*INSTRUCTIONS TO FOLLOW*: Could you give the data below again, exactly and completely?

[EXERCISE MATERIAL start]

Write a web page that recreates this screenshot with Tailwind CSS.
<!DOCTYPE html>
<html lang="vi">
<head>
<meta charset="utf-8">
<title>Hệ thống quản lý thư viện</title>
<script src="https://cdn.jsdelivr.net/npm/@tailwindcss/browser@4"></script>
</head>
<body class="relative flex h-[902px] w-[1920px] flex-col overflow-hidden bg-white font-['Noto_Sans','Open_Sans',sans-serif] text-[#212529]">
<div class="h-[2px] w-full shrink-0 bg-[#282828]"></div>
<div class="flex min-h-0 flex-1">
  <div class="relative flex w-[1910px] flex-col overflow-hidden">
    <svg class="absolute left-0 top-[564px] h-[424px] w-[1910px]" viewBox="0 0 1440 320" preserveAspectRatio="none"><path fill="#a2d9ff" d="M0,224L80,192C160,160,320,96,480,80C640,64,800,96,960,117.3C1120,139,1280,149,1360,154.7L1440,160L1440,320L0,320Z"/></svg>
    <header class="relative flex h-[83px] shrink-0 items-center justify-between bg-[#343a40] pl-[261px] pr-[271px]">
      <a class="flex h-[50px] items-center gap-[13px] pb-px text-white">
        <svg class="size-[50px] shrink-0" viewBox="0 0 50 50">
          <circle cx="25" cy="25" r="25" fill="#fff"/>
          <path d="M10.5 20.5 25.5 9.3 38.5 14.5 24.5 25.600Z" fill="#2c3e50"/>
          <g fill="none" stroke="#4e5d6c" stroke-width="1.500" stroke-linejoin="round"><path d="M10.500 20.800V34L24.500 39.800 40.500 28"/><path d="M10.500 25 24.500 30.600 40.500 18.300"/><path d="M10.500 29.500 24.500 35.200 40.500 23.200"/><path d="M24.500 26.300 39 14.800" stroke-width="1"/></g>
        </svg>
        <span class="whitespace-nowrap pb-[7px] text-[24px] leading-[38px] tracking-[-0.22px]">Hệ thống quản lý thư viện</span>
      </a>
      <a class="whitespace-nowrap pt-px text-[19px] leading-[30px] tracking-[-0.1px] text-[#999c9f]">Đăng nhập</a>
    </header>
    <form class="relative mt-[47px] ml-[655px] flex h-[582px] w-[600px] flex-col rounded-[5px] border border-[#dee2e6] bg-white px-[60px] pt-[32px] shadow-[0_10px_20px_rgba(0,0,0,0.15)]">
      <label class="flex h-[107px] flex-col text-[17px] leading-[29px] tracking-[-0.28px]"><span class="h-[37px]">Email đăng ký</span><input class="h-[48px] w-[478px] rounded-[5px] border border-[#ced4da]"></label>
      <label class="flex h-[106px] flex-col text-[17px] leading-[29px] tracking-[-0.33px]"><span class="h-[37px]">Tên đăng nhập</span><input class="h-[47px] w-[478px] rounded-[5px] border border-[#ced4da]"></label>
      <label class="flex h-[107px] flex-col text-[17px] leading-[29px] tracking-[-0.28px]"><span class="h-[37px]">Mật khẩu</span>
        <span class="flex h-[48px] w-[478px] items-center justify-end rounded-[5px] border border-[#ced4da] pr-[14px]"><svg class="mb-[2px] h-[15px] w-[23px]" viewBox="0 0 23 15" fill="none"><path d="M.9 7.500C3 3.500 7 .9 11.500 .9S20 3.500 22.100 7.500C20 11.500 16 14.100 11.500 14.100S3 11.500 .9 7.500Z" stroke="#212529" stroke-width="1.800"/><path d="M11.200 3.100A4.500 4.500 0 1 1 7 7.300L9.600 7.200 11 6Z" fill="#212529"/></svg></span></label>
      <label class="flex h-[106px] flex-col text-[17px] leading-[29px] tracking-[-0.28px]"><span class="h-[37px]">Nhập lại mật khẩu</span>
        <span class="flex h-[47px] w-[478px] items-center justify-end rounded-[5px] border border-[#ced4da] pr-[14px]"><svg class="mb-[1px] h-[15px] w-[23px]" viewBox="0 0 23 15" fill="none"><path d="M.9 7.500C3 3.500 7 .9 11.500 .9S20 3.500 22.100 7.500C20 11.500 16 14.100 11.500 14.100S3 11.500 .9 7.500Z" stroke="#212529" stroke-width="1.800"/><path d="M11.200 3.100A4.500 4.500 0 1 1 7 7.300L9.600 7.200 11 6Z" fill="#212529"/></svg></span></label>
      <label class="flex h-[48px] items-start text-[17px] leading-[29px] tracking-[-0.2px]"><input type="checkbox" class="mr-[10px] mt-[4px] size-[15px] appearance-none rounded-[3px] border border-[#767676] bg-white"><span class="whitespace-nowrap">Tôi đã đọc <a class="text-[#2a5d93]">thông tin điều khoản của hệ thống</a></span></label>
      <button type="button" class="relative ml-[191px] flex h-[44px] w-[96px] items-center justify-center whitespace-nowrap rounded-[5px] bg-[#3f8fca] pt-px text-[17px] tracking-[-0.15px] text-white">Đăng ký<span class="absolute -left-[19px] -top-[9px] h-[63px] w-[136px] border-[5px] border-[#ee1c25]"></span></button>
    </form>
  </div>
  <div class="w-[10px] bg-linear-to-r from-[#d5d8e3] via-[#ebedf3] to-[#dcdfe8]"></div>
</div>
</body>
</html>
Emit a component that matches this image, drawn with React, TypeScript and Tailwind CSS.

[EXERCISE MATERIAL end]

*ANSWER TO THIS PROBLEM*:
Write a web page that recreates this screenshot with Tailwind CSS.
<!DOCTYPE html>
<html lang="vi">
<head>
<meta charset="utf-8">
<title>Hệ thống quản lý thư viện</title>
<script src="https://cdn.jsdelivr.net/npm/@tailwindcss/browser@4"></script>
</head>
<body class="relative flex h-[902px] w-[1920px] flex-col overflow-hidden bg-white font-['Noto_Sans','Open_Sans',sans-serif] text-[#212529]">
<div class="h-[2px] w-full shrink-0 bg-[#282828]"></div>
<div class="flex min-h-0 flex-1">
  <div class="relative flex w-[1910px] flex-col overflow-hidden">
    <svg class="absolute left-0 top-[564px] h-[424px] w-[1910px]" viewBox="0 0 1440 320" preserveAspectRatio="none"><path fill="#a2d9ff" d="M0,224L80,192C160,160,320,96,480,80C640,64,800,96,960,117.3C1120,139,1280,149,1360,154.7L1440,160L1440,320L0,320Z"/></svg>
    <header class="relative flex h-[83px] shrink-0 items-center justify-between bg-[#343a40] pl-[261px] pr-[271px]">
      <a class="flex h-[50px] items-center gap-[13px] pb-px text-white">
        <svg class="size-[50px] shrink-0" viewBox="0 0 50 50">
          <circle cx="25" cy="25" r="25" fill="#fff"/>
          <path d="M10.5 20.5 25.5 9.3 38.5 14.5 24.5 25.600Z" fill="#2c3e50"/>
          <g fill="none" stroke="#4e5d6c" stroke-width="1.500" stroke-linejoin="round"><path d="M10.500 20.800V34L24.500 39.800 40.500 28"/><path d="M10.500 25 24.500 30.600 40.500 18.300"/><path d="M10.500 29.500 24.500 35.200 40.500 23.200"/><path d="M24.500 26.300 39 14.800" stroke-width="1"/></g>
        </svg>
        <span class="whitespace-nowrap pb-[7px] text-[24px] leading-[38px] tracking-[-0.22px]">Hệ thống quản lý thư viện</span>
      </a>
      <a class="whitespace-nowrap pt-px text-[19px] leading-[30px] tracking-[-0.1px] text-[#999c9f]">Đăng nhập</a>
    </header>
    <form class="relative mt-[47px] ml-[655px] flex h-[582px] w-[600px] flex-col rounded-[5px] border border-[#dee2e6] bg-white px-[60px] pt-[32px] shadow-[0_10px_20px_rgba(0,0,0,0.15)]">
      <label class="flex h-[107px] flex-col text-[17px] leading-[29px] tracking-[-0.28px]"><span class="h-[37px]">Email đăng ký</span><input class="h-[48px] w-[478px] rounded-[5px] border border-[#ced4da]"></label>
      <label class="flex h-[106px] flex-col text-[17px] leading-[29px] tracking-[-0.33px]"><span class="h-[37px]">Tên đăng nhập</span><input class="h-[47px] w-[478px] rounded-[5px] border border-[#ced4da]"></label>
      <label class="flex h-[107px] flex-col text-[17px] leading-[29px] tracking-[-0.28px]"><span class="h-[37px]">Mật khẩu</span>
        <span class="flex h-[48px] w-[478px] items-center justify-end rounded-[5px] border border-[#ced4da] pr-[14px]"><svg class="mb-[2px] h-[15px] w-[23px]" viewBox="0 0 23 15" fill="none"><path d="M.9 7.500C3 3.500 7 .9 11.500 .9S20 3.500 22.100 7.500C20 11.500 16 14.100 11.500 14.100S3 11.500 .9 7.500Z" stroke="#212529" stroke-width="1.800"/><path d="M11.200 3.100A4.500 4.500 0 1 1 7 7.300L9.600 7.200 11 6Z" fill="#212529"/></svg></span></label>
      <label class="flex h-[106px] flex-col text-[17px] leading-[29px] tracking-[-0.28px]"><span class="h-[37px]">Nhập lại mật khẩu</span>
        <span class="flex h-[47px] w-[478px] items-center justify-end rounded-[5px] border border-[#ced4da] pr-[14px]"><svg class="mb-[1px] h-[15px] w-[23px]" viewBox="0 0 23 15" fill="none"><path d="M.9 7.500C3 3.500 7 .9 11.500 .9S20 3.500 22.100 7.500C20 11.500 16 14.100 11.500 14.100S3 11.500 .9 7.500Z" stroke="#212529" stroke-width="1.800"/><path d="M11.200 3.100A4.500 4.500 0 1 1 7 7.300L9.600 7.200 11 6Z" fill="#212529"/></svg></span></label>
      <label class="flex h-[48px] items-start text-[17px] leading-[29px] tracking-[-0.2px]"><input type="checkbox" class="mr-[10px] mt-[4px] size-[15px] appearance-none rounded-[3px] border border-[#767676] bg-white"><span class="whitespace-nowrap">Tôi đã đọc <a class="text-[#2a5d93]">thông tin điều khoản của hệ thống</a></span></label>
      <button type="button" class="relative ml-[191px] flex h-[44px] w-[96px] items-center justify-center whitespace-nowrap rounded-[5px] bg-[#3f8fca] pt-px text-[17px] tracking-[-0.15px] text-white">Đăng ký<span class="absolute -left-[19px] -top-[9px] h-[63px] w-[136px] border-[5px] border-[#ee1c25]"></span></button>
    </form>
  </div>
  <div class="w-[10px] bg-linear-to-r from-[#d5d8e3] via-[#ebedf3] to-[#dcdfe8]"></div>
</div>
</body>
</html>
Emit a component that matches this image, drawn with React, TypeScript and Tailwind CSS.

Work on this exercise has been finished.